The city of Flint, Mich., and a group of plaintiffs who sued the city have reached an agreement setting a new deadline to complete lead water line replacements after the city again missed its court-approved deadline last fall.

Under the agreement filed in a federal court in Ann Arbor, the city must complete excavations and replacements at all of the 31,758 eligible homes by Aug. 1. For homes where replacements have already been done and those that are done by March 1, the city must complete restoration by June 30. For properties with replacements done after March 2, restoration must be done within four months of excavations.

Also, the city must provide weekly progress reports to the plaintiffs, who include the groups Concerned Pastors for Social Action, American Civil Liberties Union of Michigan and Natural Resources Defense Council, as well as Melissa Mays, a Flint resident and operations manager at community advocacy group Flint Rising.
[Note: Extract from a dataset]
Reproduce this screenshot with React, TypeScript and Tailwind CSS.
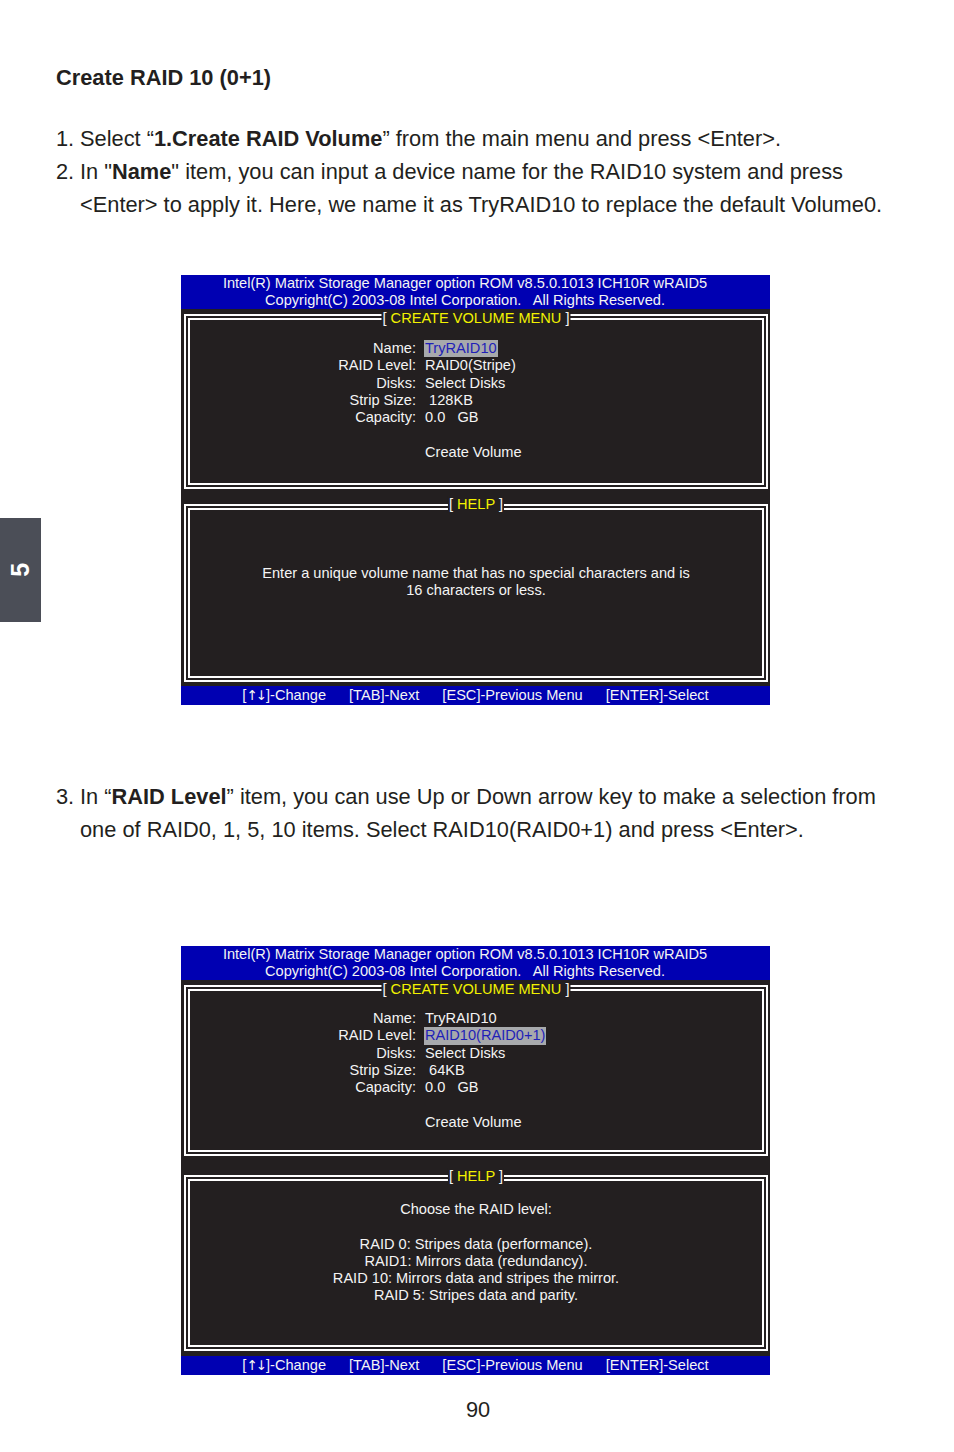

Flint Rising has been working to inform residents of their right to replacement water service lines and property restoration, but Mays says the city has been needlessly delaying work. Ahead of last year’s Sept. 30 deadline, she says the city did not even perform any work until after Labor Day.

“They’re trying to put an end to this without finishing the job,” Mays says.

A Flint spokesperson did not respond to inquiries about the city’s progress with the replacements. Last fall, after missing the last deadline, city officials said they had completed more than 27,000 excavations and that contracts were in place with Rowe Professional Services Co. and Lakeshore Global Corp. to complete the remaining work. The U.S. Environmental Protection Agency also granted Flint a one-year extension to use $100 million in federal funding for the work.

The groups sued Flint after the city’s lead-in-water crisis came to light in 2014. Service line replacement work was originally supposed to last about three years, but work stopped in 2020 during the COVID-19 pandemic as officials said it was unsafe for workers to enter residents’ homes. Delays have continued, and in November the plaintiffs filed their fifth motion to enforce the settlement agreement.

Residents also complained that the city did not restore many properties after the replacements were done, leaving broken pavement and mounds of dirt. Last August, city officials said about 8,000 properties still needed restoration, but Mays says that number may be even higher.

“We don’t know how many homes actually still need to be done,” Mays says. “We don’t know how many homes still need restoration, and [the city is] not even counting that in [its tallies of completed work].”

In a separate lawsuit, engineering firm Lockwood Andrews & Newnam Inc. last month agreed to settle a case accusing it of professional negligence in its work for the city. Details of the settlement were filed under seal. An attorney representing LAN said the company wants to avoid the costs of a second trial after a deadlocked jury prompted a judge to declare a mistrial in the case last summer. A retrial is still pending for engineering firm Veolia Water North America Operating Services LLC, which was also accused in the suit.